**Task prompt:**
Would you pull out every line of the material that contains the string "components"?

**Data in this exercise:**
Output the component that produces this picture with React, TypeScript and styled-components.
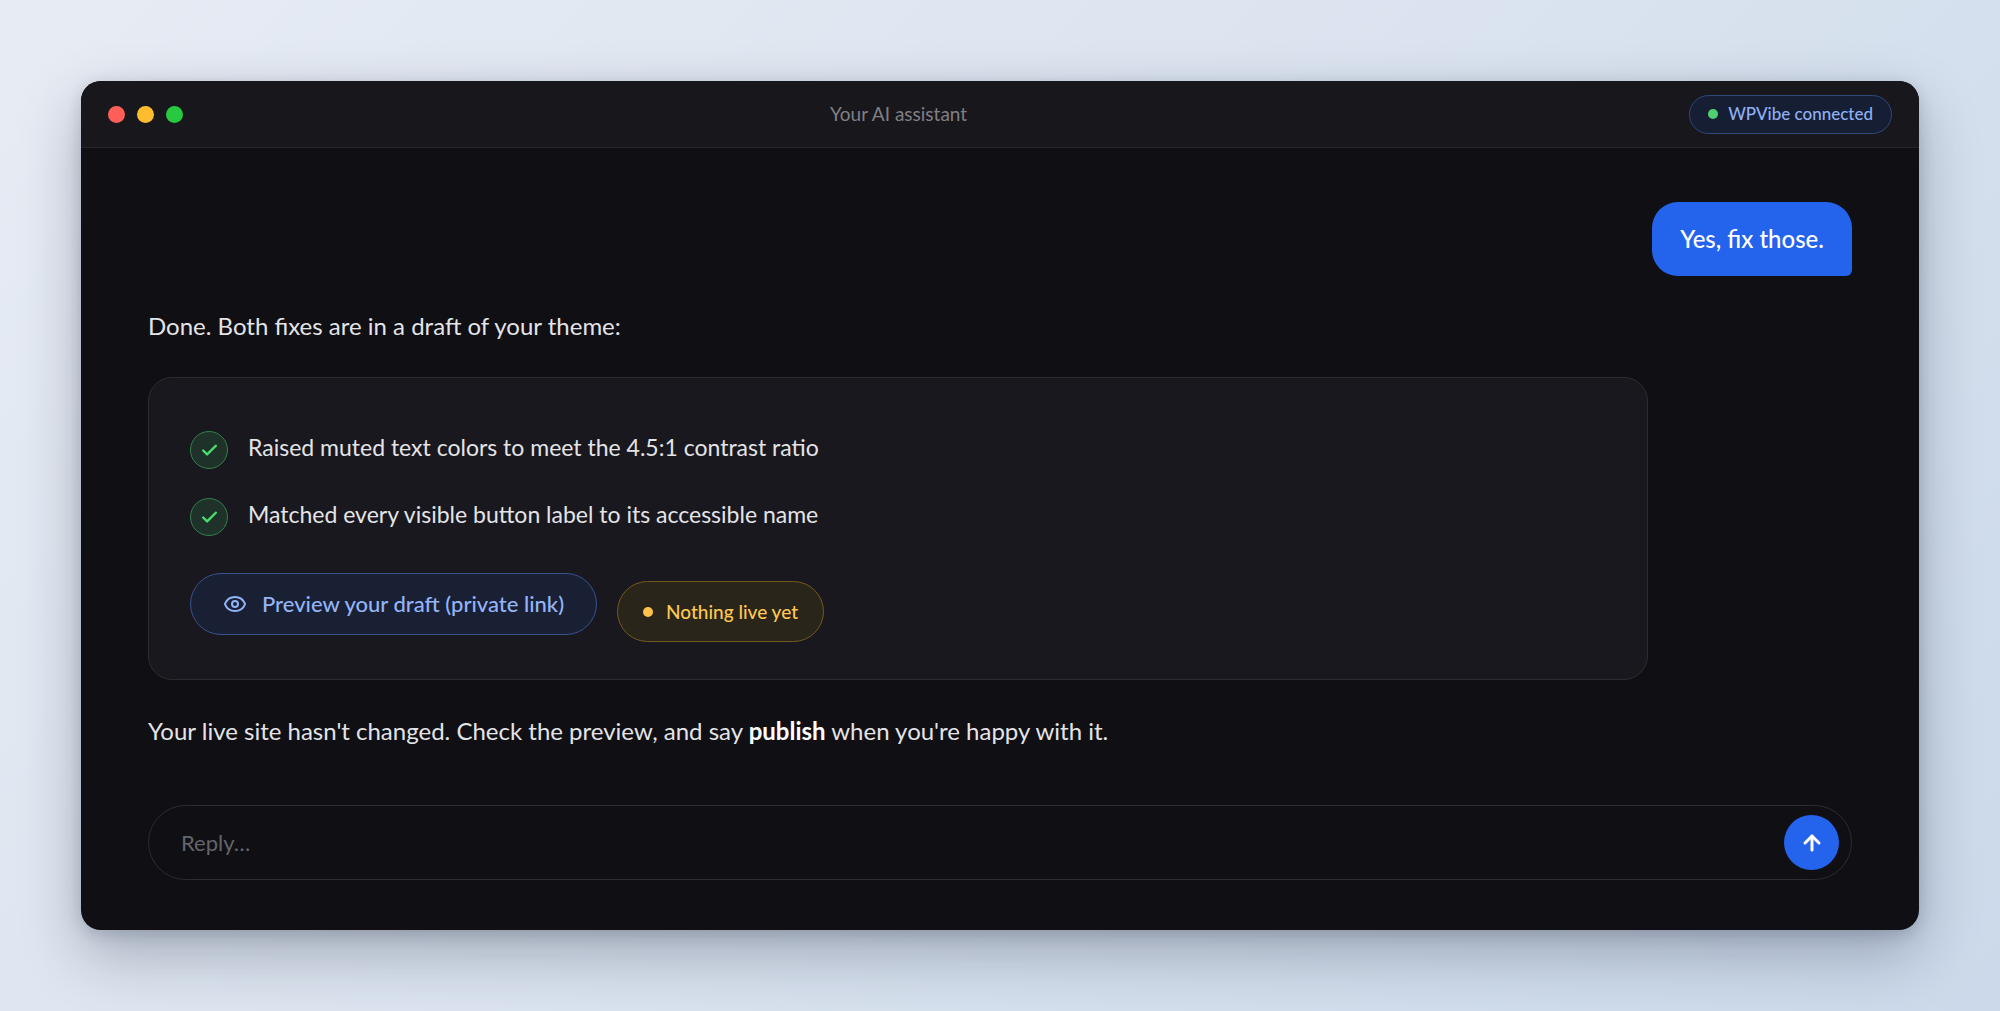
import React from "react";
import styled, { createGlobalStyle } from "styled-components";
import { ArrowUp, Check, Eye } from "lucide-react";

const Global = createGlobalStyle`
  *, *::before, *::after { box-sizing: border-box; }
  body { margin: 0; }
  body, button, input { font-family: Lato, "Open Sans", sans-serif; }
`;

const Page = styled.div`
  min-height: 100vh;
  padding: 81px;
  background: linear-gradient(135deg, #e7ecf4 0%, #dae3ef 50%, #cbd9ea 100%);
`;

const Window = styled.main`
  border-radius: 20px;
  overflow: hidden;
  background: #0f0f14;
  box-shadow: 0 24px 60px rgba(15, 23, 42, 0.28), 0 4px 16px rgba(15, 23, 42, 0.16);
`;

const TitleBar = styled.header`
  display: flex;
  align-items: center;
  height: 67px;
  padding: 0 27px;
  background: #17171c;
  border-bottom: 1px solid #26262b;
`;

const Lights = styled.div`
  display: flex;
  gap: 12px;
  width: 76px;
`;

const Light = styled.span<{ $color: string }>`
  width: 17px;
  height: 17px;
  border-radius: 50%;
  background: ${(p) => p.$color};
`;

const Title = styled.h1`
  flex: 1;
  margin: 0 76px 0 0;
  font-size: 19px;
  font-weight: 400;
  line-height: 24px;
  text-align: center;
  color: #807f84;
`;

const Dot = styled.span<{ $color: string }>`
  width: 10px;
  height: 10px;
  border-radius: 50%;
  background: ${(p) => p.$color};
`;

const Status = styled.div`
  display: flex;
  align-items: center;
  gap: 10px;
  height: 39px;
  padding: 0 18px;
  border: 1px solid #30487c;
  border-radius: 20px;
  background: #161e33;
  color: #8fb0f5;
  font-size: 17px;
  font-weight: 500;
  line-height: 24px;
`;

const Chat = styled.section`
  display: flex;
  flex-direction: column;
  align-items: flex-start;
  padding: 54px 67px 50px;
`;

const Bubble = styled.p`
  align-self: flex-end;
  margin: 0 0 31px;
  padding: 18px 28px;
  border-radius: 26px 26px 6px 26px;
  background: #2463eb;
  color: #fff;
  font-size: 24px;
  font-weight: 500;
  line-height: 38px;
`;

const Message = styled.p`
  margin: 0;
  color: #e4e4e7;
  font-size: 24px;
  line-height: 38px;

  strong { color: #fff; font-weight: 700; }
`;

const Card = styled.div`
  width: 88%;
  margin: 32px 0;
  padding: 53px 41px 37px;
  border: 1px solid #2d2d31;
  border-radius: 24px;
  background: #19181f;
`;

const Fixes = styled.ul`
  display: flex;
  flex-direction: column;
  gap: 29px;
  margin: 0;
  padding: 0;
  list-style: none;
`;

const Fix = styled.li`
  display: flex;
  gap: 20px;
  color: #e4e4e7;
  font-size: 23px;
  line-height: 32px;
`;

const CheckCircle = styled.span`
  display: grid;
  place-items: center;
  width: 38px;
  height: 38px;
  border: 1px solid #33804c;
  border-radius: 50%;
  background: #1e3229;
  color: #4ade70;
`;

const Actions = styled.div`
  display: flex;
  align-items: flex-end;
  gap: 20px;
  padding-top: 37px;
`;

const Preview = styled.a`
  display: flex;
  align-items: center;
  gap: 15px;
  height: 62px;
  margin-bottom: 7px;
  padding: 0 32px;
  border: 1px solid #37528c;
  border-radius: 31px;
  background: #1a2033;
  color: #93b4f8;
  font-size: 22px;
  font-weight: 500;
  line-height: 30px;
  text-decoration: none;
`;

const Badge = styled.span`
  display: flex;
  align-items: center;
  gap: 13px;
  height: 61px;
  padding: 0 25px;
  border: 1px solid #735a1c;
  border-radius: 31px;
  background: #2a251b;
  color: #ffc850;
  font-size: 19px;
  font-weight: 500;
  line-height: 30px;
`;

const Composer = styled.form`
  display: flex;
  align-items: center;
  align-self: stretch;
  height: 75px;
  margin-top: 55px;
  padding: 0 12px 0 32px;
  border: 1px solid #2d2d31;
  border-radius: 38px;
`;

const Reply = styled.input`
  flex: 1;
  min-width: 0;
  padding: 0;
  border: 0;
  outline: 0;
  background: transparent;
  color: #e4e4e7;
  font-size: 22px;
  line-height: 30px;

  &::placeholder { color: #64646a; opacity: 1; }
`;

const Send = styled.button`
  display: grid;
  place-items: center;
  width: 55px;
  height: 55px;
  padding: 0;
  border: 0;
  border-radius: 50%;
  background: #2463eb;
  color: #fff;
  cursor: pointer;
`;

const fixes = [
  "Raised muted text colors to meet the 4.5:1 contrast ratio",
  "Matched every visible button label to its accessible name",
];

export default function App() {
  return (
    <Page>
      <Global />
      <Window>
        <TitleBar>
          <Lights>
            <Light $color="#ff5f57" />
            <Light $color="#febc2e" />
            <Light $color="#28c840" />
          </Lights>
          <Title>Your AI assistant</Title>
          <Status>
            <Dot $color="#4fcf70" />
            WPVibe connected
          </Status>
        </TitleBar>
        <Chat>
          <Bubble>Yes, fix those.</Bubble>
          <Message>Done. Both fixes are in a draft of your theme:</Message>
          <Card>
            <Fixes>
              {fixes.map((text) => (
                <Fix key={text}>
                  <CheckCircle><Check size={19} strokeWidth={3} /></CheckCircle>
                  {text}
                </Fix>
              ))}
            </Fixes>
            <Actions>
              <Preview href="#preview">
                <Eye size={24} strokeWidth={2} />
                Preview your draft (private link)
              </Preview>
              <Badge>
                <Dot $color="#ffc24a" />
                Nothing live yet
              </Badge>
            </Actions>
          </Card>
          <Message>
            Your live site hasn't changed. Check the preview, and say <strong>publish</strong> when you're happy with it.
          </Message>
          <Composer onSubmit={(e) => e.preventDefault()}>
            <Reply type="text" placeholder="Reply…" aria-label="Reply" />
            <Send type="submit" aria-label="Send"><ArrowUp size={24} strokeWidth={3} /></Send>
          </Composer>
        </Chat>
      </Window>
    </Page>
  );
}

--

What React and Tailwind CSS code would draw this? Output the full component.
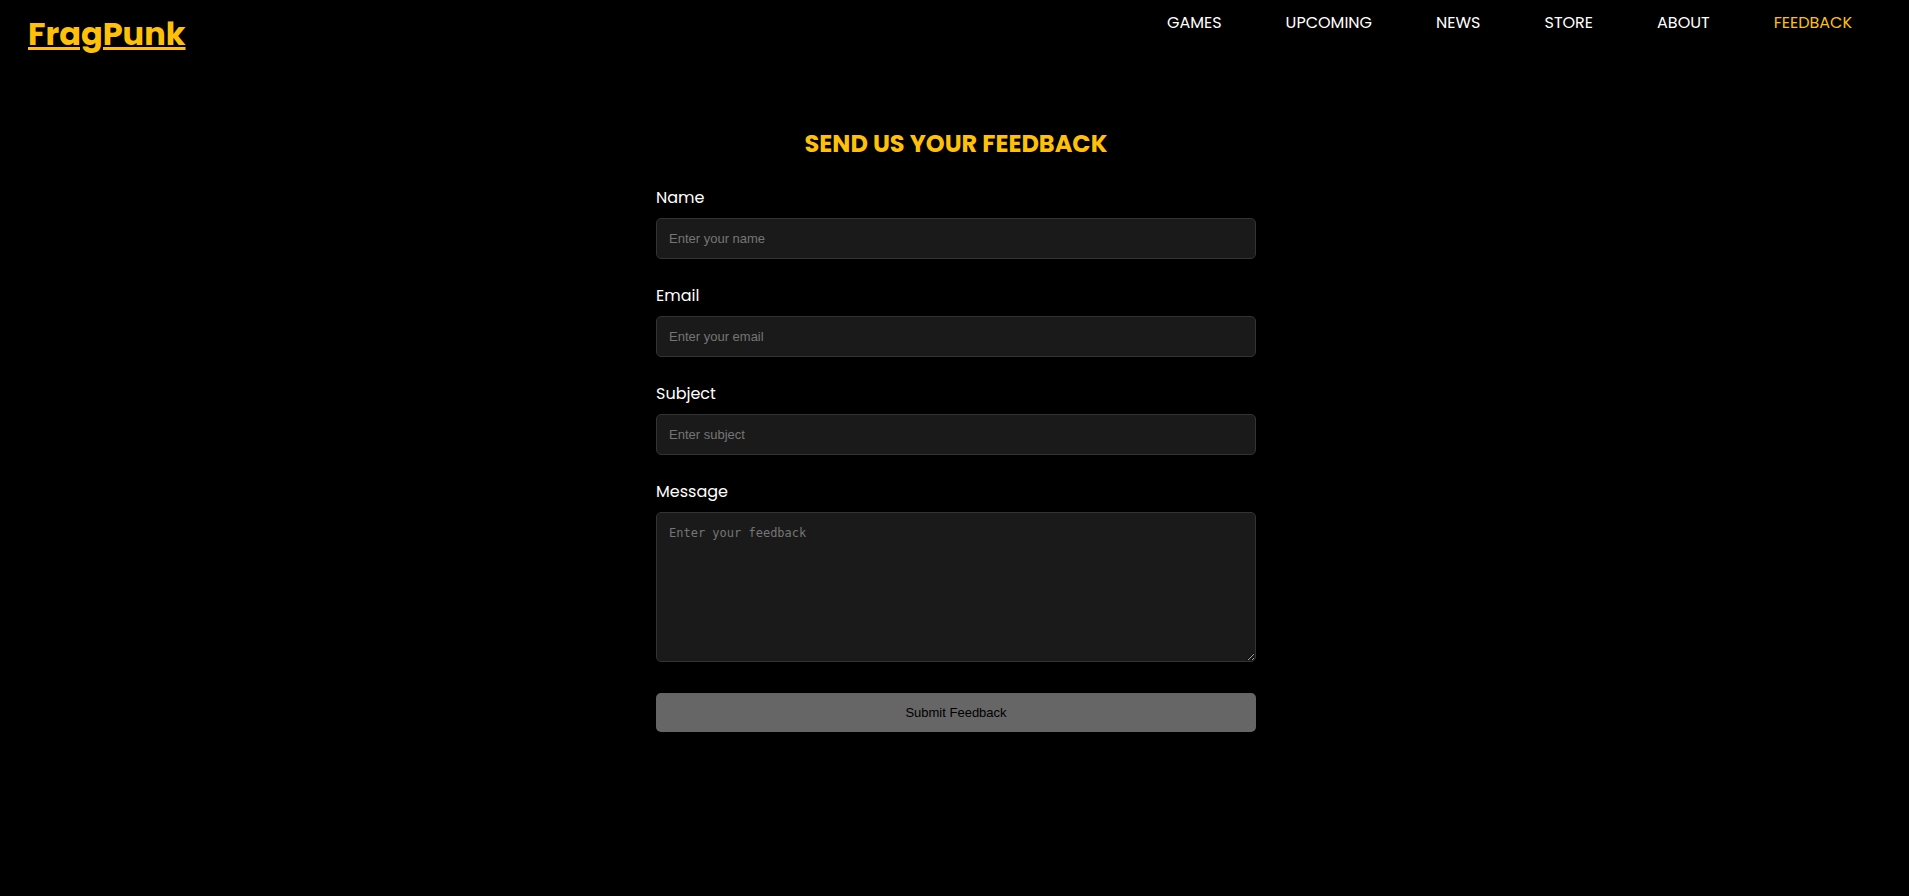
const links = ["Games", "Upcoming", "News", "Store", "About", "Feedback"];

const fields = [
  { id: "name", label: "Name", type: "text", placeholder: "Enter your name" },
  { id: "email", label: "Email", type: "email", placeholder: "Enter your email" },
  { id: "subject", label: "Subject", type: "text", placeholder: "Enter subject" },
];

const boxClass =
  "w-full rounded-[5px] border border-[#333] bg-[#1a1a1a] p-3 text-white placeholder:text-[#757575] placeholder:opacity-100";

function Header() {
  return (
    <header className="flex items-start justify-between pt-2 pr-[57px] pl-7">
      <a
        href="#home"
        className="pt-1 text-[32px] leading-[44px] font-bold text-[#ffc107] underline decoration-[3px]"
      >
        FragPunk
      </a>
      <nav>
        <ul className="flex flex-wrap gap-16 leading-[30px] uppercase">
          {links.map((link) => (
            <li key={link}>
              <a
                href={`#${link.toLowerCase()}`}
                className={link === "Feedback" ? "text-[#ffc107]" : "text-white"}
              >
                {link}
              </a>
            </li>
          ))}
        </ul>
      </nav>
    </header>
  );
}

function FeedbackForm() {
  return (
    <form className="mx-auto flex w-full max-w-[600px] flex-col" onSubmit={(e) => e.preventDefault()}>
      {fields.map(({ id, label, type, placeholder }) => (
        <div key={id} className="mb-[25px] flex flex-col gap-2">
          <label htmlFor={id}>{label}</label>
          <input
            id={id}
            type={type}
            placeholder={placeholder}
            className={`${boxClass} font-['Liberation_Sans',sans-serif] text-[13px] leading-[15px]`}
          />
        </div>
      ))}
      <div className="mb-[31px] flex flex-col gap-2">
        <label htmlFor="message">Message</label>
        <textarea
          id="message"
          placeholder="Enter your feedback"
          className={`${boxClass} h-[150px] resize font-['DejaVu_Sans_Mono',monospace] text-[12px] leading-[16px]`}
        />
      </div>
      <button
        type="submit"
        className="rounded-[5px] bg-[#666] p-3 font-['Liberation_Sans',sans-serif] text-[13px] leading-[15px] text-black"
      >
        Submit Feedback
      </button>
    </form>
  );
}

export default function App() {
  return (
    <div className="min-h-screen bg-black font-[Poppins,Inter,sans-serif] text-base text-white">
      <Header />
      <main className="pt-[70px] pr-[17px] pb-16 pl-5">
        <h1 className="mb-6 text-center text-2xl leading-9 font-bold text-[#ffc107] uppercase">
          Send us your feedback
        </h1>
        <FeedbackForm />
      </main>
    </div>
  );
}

**Solution:**
Output the component that produces this picture with React, TypeScript and styled-components.
import styled, { createGlobalStyle } from "styled-components";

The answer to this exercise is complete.